Very shortly we reach the whale, bugger, before anyone can whip out a camera the whale performs a fantastic aerial maneuver and then heads for the open sea. Now armed with cameras we set off for the chase, getting tantalizing glimpses of the whale. We are all starting to think this was all a tease when the whale suddenly slows and cuts behind the MV Ningaloo - the skipper nimbly brings the MV Ningaloo around, just in time for us to click off shots of the whale rolling then diving. By this time we had cleared the passage and were out in open sea and as the whale seemed to be steaming for Antarctica, we turned back through North Passage.

The MV Ningaloo had just reentered the bay when she turned back towards North Passage and increased knots -something has caught the skippers eye.

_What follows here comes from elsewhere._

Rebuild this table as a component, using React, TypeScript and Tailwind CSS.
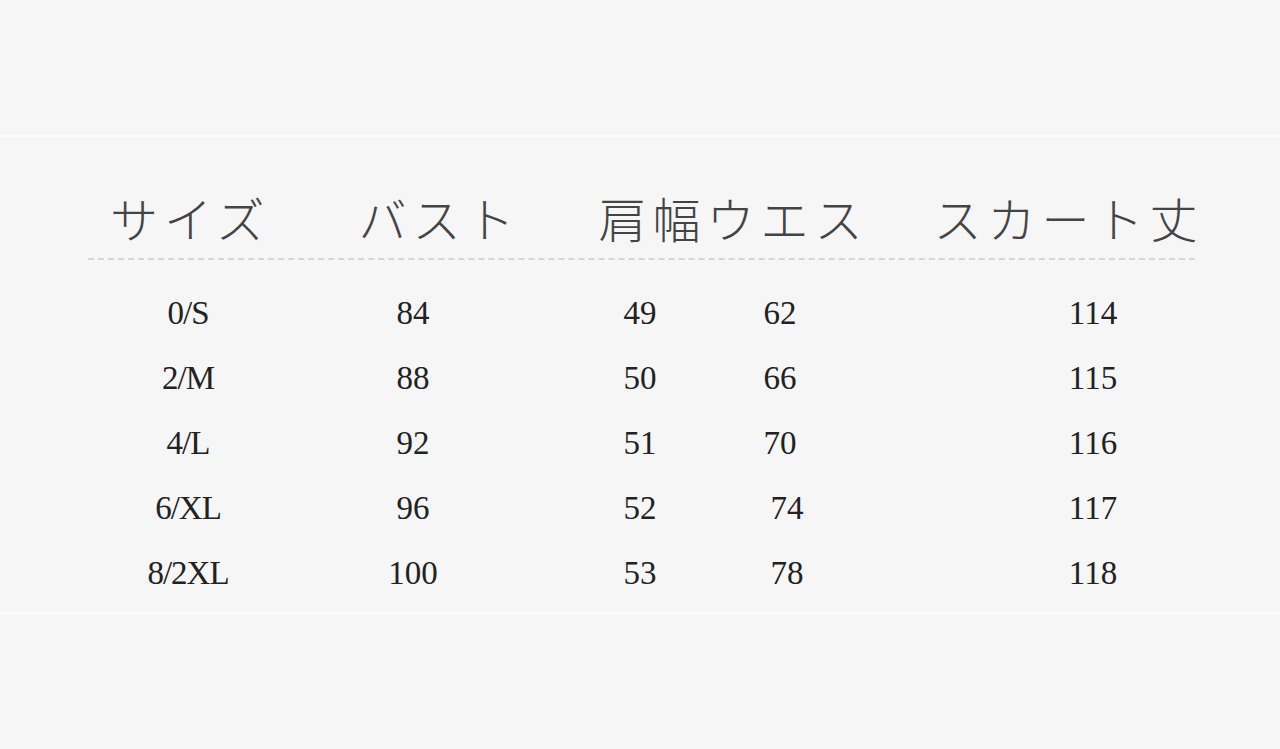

Then we all see an esky floating in the waves, and suddenly a partially submerged tinny (dinghy) rises on a wave, and horrifyingly someone is clinging to the side. The skipper puts Vicki the tour swimmer, into the water, and with strong strokes she rapidly makes the distance to the troubled tinny. She ascertains the accident has only just occurred and the boatman is alone and uninjured. The skipper edges the MV Ningaloo as close as possible and a line is secured to the tinny and pulled into the MV Ningaloo and what gear is left is salvaged. With everyone safely on board, the extra passenger assessed as OK and the tinny in tow, we are consulted (as managers of the vessel) as to what now should be done? We believed all danger has now been averted, so we elect to complete the tour rather than beat a hasty return to base.

So it was onto a cruise through the turtle sanctuary, then to a special spot to snorkel on the coral reef before returning to the marine facility. We had a fantastic day and were exceedingly lucky, however there is no question the chap in the tinny was luckier. 

Footnote: Ningaloo Coast is UNESCO World Heritage listed.